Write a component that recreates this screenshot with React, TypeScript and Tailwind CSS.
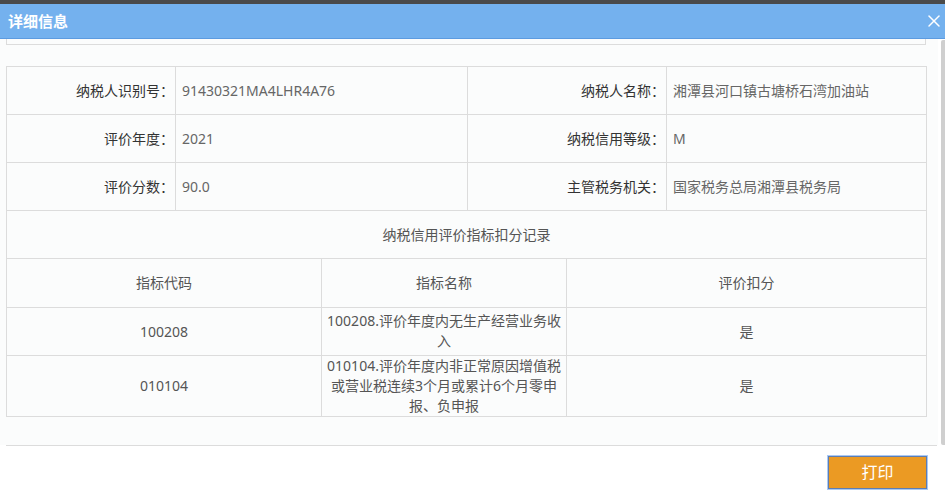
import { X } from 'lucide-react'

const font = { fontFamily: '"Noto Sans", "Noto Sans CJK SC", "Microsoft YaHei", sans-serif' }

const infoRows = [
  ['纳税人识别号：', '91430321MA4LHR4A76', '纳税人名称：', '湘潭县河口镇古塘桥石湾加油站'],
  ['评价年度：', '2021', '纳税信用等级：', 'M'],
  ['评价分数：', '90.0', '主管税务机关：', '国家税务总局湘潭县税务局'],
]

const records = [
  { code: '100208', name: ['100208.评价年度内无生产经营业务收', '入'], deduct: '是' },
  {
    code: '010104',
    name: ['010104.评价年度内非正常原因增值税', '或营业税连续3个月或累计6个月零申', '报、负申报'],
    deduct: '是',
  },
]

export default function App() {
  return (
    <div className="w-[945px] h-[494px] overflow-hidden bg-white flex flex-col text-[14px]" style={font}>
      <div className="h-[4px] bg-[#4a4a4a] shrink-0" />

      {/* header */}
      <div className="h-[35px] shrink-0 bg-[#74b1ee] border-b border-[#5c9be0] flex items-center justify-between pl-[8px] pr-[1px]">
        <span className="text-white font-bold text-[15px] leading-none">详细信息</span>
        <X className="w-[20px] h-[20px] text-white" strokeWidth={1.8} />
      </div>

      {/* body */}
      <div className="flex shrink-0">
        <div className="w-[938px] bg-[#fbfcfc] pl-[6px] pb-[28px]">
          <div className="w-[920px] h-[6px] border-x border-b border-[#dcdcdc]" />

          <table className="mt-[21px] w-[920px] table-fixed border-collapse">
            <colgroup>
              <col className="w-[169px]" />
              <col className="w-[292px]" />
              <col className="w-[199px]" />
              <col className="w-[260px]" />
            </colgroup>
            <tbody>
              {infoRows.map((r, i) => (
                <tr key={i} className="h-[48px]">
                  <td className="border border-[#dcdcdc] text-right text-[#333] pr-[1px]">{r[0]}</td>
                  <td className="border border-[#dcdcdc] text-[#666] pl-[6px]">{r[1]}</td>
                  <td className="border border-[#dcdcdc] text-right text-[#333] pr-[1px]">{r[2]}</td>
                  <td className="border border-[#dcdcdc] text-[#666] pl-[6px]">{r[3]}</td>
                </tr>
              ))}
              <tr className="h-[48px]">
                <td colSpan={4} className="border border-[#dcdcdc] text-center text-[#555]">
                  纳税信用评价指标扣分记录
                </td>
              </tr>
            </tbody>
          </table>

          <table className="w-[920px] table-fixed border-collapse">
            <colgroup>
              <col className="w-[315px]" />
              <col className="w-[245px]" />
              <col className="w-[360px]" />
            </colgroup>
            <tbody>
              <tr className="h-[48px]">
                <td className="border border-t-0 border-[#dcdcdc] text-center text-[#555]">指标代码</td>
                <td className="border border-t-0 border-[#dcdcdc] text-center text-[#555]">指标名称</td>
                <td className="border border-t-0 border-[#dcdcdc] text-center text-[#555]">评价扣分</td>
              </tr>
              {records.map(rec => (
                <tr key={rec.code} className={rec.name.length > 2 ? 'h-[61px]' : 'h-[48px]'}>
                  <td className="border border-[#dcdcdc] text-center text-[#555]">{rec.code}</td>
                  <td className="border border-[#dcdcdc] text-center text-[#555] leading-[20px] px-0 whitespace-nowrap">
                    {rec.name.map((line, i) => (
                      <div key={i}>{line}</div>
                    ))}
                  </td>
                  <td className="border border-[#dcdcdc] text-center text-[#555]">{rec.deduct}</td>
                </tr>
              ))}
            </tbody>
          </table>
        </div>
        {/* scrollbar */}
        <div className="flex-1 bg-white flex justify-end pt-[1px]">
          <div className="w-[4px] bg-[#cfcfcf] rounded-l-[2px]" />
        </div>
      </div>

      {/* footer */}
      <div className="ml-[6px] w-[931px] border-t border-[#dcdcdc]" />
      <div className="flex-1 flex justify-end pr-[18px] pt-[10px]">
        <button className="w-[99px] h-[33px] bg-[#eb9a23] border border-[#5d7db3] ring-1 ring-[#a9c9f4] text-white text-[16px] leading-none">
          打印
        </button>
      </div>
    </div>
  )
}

Brief
Retype the whole listing exactly and leave the pictures out.

Right answer
Write a component that recreates this screenshot with React, TypeScript and Tailwind CSS.
import { X } from 'lucide-react'

const font = { fontFamily: '"Noto Sans", "Noto Sans CJK SC", "Microsoft YaHei", sans-serif' }

const infoRows = [
  ['纳税人识别号：', '91430321MA4LHR4A76', '纳税人名称：', '湘潭县河口镇古塘桥石湾加油站'],
  ['评价年度：', '2021', '纳税信用等级：', 'M'],
  ['评价分数：', '90.0', '主管税务机关：', '国家税务总局湘潭县税务局'],
]

const records = [
  { code: '100208', name: ['100208.评价年度内无生产经营业务收', '入'], deduct: '是' },
  {
    code: '010104',
    name: ['010104.评价年度内非正常原因增值税', '或营业税连续3个月或累计6个月零申', '报、负申报'],
    deduct: '是',
  },
]

export default function App() {
  return (
    <div className="w-[945px] h-[494px] overflow-hidden bg-white flex flex-col text-[14px]" style={font}>
      <div className="h-[4px] bg-[#4a4a4a] shrink-0" />

      {/* header */}
      <div className="h-[35px] shrink-0 bg-[#74b1ee] border-b border-[#5c9be0] flex items-center justify-between pl-[8px] pr-[1px]">
        <span className="text-white font-bold text-[15px] leading-none">详细信息</span>
        <X className="w-[20px] h-[20px] text-white" strokeWidth={1.8} />
      </div>

      {/* body */}
      <div className="flex shrink-0">
        <div className="w-[938px] bg-[#fbfcfc] pl-[6px] pb-[28px]">
          <div className="w-[920px] h-[6px] border-x border-b border-[#dcdcdc]" />

          <table className="mt-[21px] w-[920px] table-fixed border-collapse">
            <colgroup>
              <col className="w-[169px]" />
              <col className="w-[292px]" />
              <col className="w-[199px]" />
              <col className="w-[260px]" />
            </colgroup>
            <tbody>
              {infoRows.map((r, i) => (
                <tr key={i} className="h-[48px]">
                  <td className="border border-[#dcdcdc] text-right text-[#333] pr-[1px]">{r[0]}</td>
                  <td className="border border-[#dcdcdc] text-[#666] pl-[6px]">{r[1]}</td>
                  <td className="border border-[#dcdcdc] text-right text-[#333] pr-[1px]">{r[2]}</td>
                  <td className="border border-[#dcdcdc] text-[#666] pl-[6px]">{r[3]}</td>
                </tr>
              ))}
              <tr className="h-[48px]">
                <td colSpan={4} className="border border-[#dcdcdc] text-center text-[#555]">
                  纳税信用评价指标扣分记录
                </td>
              </tr>
            </tbody>
          </table>

          <table className="w-[920px] table-fixed border-collapse">
            <colgroup>
              <col className="w-[315px]" />
              <col className="w-[245px]" />
              <col className="w-[360px]" />
            </colgroup>
            <tbody>
              <tr className="h-[48px]">
                <td className="border border-t-0 border-[#dcdcdc] text-center text-[#555]">指标代码</td>
                <td className="border border-t-0 border-[#dcdcdc] text-center text-[#555]">指标名称</td>
                <td className="border border-t-0 border-[#dcdcdc] text-center text-[#555]">评价扣分</td>
              </tr>
              {records.map(rec => (
                <tr key={rec.code} className={rec.name.length > 2 ? 'h-[61px]' : 'h-[48px]'}>
                  <td className="border border-[#dcdcdc] text-center text-[#555]">{rec.code}</td>
                  <td className="border border-[#dcdcdc] text-center text-[#555] leading-[20px] px-0 whitespace-nowrap">
                    {rec.name.map((line, i) => (
                      <div key={i}>{line}</div>
                    ))}
                  </td>
                  <td className="border border-[#dcdcdc] text-center text-[#555]">{rec.deduct}</td>
                </tr>
              ))}
            </tbody>
          </table>
        </div>
        {/* scrollbar */}
        <div className="flex-1 bg-white flex justify-end pt-[1px]">
          <div className="w-[4px] bg-[#cfcfcf] rounded-l-[2px]" />
        </div>
      </div>

      {/* footer */}
      <div className="ml-[6px] w-[931px] border-t border-[#dcdcdc]" />
      <div className="flex-1 flex justify-end pr-[18px] pt-[10px]">
        <button className="w-[99px] h-[33px] bg-[#eb9a23] border border-[#5d7db3] ring-1 ring-[#a9c9f4] text-white text-[16px] leading-none">
          打印
        </button>
      </div>
    </div>
  )
}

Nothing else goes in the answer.